-- begin --

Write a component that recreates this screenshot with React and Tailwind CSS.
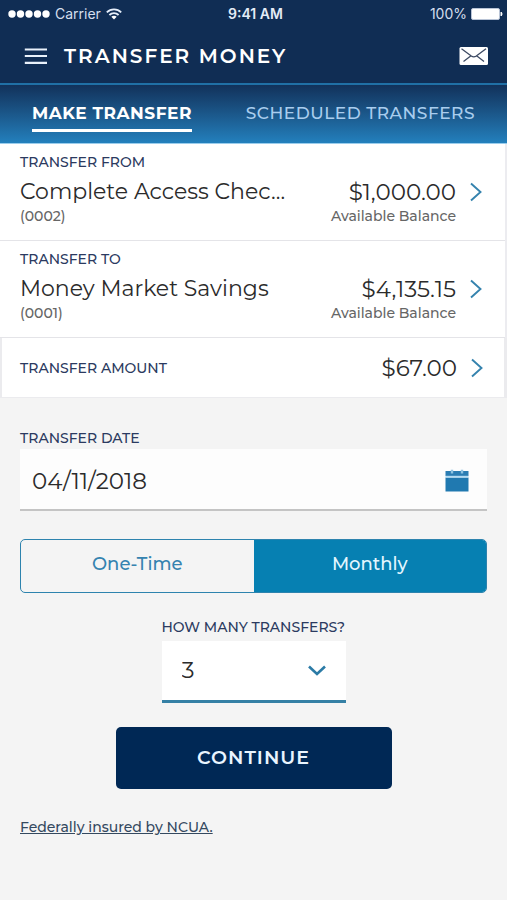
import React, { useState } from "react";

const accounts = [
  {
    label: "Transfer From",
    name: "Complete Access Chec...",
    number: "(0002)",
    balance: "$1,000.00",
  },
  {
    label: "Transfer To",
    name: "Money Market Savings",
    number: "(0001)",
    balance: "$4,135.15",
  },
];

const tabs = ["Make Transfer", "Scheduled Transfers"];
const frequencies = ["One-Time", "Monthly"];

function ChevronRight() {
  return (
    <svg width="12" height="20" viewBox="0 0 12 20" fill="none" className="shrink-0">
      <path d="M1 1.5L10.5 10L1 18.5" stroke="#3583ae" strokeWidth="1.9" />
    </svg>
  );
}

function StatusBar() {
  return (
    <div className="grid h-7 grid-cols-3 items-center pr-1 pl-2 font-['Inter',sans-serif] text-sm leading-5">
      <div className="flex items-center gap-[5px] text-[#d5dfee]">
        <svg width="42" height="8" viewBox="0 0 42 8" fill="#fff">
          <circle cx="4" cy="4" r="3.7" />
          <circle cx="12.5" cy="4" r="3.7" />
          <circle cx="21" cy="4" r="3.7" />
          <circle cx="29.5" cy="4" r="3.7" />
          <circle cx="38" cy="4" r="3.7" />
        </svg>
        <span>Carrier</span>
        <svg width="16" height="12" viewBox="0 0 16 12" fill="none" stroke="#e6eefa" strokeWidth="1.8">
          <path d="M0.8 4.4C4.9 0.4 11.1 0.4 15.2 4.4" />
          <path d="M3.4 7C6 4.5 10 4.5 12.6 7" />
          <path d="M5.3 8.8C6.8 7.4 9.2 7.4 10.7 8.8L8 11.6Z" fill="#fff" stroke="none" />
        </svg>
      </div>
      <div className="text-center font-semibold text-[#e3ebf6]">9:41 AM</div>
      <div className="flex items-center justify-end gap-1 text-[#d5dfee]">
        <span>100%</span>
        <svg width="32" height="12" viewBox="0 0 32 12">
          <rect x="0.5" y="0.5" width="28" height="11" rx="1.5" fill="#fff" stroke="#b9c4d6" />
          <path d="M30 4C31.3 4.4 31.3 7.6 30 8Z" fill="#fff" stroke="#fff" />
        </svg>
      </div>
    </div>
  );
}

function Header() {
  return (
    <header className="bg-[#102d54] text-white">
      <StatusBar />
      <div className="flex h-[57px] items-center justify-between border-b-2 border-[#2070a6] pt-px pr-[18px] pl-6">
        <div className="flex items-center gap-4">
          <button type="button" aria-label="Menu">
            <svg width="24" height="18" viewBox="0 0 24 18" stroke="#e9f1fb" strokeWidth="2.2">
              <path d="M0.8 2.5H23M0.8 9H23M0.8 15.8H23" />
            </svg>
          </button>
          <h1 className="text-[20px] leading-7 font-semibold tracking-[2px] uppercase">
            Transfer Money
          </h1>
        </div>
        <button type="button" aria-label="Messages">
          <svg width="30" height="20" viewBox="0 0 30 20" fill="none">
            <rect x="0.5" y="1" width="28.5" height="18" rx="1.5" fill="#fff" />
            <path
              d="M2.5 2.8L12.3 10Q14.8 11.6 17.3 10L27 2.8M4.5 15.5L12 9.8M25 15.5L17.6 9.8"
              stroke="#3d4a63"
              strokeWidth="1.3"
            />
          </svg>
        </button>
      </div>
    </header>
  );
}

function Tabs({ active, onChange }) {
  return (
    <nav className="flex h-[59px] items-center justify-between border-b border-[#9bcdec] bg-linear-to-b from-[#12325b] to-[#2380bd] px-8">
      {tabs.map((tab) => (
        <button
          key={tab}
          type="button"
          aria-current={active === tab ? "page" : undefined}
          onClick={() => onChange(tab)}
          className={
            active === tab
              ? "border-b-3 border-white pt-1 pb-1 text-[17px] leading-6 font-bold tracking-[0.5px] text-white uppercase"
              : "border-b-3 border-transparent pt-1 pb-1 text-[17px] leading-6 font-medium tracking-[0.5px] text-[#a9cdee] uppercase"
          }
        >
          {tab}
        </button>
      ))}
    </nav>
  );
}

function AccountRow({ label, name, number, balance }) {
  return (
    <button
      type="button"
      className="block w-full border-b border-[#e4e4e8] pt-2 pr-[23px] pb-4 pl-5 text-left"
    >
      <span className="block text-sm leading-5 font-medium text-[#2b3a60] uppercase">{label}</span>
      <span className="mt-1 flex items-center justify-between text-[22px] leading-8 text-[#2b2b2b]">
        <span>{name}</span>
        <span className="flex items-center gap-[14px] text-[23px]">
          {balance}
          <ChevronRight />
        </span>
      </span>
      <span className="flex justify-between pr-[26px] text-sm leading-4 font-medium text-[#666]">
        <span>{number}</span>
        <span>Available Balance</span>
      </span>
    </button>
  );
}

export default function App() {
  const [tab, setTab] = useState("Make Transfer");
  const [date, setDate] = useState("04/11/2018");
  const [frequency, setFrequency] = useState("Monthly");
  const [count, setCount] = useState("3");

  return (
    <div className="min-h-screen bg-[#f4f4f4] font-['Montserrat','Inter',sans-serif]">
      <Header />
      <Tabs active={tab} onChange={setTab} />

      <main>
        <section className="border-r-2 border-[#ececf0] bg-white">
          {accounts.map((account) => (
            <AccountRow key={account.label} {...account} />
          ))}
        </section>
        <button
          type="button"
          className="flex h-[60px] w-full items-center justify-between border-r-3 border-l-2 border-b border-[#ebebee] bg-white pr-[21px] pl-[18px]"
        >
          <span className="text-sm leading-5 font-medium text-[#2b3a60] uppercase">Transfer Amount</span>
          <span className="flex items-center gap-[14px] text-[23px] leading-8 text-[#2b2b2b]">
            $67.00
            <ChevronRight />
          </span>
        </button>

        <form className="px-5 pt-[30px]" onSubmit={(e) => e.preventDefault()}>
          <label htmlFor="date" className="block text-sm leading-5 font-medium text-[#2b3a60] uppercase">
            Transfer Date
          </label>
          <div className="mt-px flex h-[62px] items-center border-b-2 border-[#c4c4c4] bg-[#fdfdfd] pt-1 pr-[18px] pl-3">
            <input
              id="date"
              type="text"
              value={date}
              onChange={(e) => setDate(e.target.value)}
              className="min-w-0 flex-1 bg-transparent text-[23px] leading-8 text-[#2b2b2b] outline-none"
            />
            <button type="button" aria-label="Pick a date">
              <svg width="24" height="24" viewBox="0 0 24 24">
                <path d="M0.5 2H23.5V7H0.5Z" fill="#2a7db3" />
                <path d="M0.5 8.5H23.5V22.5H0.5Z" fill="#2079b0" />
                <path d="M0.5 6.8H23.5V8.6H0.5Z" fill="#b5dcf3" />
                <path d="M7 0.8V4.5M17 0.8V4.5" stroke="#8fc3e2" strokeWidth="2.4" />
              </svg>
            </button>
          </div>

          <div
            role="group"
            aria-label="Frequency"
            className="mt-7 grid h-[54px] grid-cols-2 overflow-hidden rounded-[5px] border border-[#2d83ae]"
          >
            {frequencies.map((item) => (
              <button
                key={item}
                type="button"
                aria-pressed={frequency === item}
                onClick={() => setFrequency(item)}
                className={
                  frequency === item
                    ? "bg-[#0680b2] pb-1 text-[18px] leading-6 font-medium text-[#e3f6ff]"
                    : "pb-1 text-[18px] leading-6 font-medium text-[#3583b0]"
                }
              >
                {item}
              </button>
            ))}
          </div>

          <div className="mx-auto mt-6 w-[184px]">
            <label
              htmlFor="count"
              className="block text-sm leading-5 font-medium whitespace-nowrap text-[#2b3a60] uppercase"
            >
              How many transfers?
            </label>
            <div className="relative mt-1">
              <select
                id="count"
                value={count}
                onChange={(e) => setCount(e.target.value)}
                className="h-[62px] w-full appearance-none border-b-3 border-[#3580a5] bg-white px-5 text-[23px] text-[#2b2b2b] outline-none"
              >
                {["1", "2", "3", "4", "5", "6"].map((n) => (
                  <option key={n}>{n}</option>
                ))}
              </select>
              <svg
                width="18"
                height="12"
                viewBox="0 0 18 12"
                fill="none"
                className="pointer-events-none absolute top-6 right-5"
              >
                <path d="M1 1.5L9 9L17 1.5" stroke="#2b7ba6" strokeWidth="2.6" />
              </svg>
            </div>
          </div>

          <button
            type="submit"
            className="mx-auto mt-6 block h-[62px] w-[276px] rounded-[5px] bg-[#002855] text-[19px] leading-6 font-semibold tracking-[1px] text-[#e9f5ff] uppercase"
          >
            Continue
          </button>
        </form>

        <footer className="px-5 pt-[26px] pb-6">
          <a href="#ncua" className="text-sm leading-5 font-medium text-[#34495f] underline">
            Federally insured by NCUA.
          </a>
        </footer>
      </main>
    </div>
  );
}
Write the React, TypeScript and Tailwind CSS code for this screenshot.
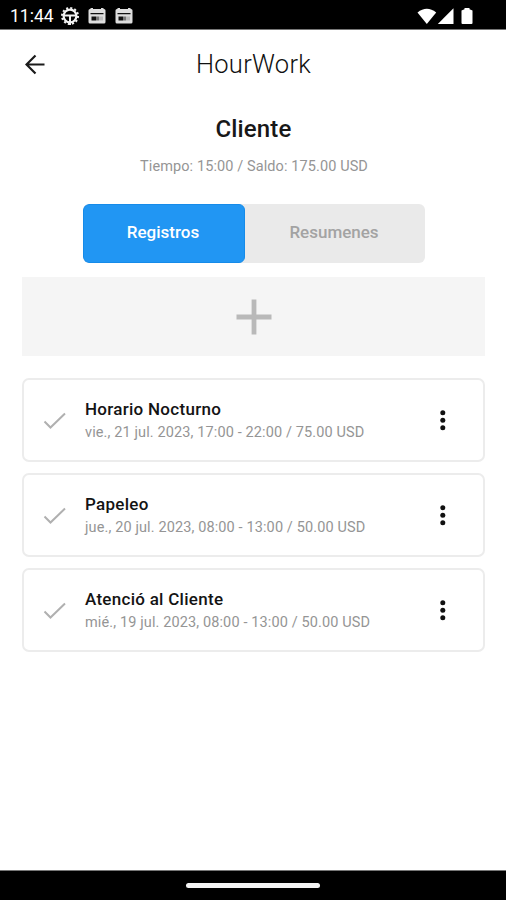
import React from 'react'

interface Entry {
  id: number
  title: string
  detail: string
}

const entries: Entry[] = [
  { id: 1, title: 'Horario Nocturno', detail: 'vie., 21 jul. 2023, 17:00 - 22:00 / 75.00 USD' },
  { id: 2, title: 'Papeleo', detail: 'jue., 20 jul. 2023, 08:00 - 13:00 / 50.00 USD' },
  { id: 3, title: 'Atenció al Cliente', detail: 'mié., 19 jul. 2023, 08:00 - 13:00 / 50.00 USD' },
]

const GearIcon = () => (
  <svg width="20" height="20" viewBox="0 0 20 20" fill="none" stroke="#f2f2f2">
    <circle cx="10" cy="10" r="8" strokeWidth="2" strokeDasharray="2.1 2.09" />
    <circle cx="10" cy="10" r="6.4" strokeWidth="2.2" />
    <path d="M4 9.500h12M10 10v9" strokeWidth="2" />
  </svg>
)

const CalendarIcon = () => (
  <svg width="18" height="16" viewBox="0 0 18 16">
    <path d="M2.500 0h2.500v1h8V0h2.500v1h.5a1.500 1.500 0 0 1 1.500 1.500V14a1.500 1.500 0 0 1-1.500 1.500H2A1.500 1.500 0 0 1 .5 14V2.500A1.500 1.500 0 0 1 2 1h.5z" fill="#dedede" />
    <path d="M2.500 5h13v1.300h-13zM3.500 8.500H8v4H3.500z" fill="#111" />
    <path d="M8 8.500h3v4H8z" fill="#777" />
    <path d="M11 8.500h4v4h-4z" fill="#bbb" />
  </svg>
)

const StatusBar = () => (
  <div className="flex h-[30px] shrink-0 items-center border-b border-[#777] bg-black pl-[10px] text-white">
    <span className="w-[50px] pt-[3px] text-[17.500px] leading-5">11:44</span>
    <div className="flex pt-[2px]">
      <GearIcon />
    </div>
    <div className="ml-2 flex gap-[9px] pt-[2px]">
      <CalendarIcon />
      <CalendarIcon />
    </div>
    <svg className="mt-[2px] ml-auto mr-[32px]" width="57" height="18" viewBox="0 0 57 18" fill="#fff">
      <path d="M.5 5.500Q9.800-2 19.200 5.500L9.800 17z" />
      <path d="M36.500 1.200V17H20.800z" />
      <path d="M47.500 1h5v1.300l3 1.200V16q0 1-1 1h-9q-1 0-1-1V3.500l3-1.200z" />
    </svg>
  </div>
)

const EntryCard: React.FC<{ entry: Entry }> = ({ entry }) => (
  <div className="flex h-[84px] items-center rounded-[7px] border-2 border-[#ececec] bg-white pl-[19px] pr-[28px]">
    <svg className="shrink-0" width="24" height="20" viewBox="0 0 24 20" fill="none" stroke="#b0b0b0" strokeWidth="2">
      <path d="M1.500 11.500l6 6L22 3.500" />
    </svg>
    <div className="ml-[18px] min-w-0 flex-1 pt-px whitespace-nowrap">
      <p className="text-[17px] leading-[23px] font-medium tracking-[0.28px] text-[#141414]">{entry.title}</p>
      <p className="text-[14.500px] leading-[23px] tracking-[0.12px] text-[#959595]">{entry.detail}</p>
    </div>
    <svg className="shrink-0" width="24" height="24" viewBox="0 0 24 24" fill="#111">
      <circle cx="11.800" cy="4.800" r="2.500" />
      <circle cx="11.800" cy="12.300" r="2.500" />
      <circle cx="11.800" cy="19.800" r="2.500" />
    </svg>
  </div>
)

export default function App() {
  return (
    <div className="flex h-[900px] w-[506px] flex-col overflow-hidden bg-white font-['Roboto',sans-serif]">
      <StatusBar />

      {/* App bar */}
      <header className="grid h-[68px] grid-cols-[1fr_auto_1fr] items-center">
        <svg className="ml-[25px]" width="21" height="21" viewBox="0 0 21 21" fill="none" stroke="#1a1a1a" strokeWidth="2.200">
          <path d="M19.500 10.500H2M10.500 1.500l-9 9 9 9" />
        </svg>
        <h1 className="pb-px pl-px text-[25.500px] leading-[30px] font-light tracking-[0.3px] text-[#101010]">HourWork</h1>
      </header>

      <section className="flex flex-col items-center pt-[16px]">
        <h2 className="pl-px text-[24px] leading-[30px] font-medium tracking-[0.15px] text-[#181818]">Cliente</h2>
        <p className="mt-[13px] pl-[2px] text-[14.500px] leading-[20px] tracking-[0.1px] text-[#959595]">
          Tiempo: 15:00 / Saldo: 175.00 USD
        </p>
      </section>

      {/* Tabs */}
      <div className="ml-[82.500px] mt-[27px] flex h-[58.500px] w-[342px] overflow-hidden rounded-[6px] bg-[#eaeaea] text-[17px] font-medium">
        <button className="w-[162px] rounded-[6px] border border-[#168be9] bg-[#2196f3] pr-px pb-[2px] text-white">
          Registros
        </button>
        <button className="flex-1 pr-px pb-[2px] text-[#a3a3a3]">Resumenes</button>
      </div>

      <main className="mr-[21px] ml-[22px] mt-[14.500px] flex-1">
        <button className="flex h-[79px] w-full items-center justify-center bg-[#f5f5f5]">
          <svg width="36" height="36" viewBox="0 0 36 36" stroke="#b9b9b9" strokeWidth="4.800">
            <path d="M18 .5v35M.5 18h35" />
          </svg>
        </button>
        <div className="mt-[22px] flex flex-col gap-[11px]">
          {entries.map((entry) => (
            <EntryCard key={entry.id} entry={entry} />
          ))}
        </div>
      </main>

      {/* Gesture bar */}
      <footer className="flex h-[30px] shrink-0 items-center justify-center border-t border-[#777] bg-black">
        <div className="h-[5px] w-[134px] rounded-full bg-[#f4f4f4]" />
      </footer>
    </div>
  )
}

-- end --

> **What you are asked to do**: Copy each line of the preceding data that contains the string "Tailwind".

> **Problem solution**:
Write a component that recreates this screenshot with React and Tailwind CSS.
Write the React, TypeScript and Tailwind CSS code for this screenshot.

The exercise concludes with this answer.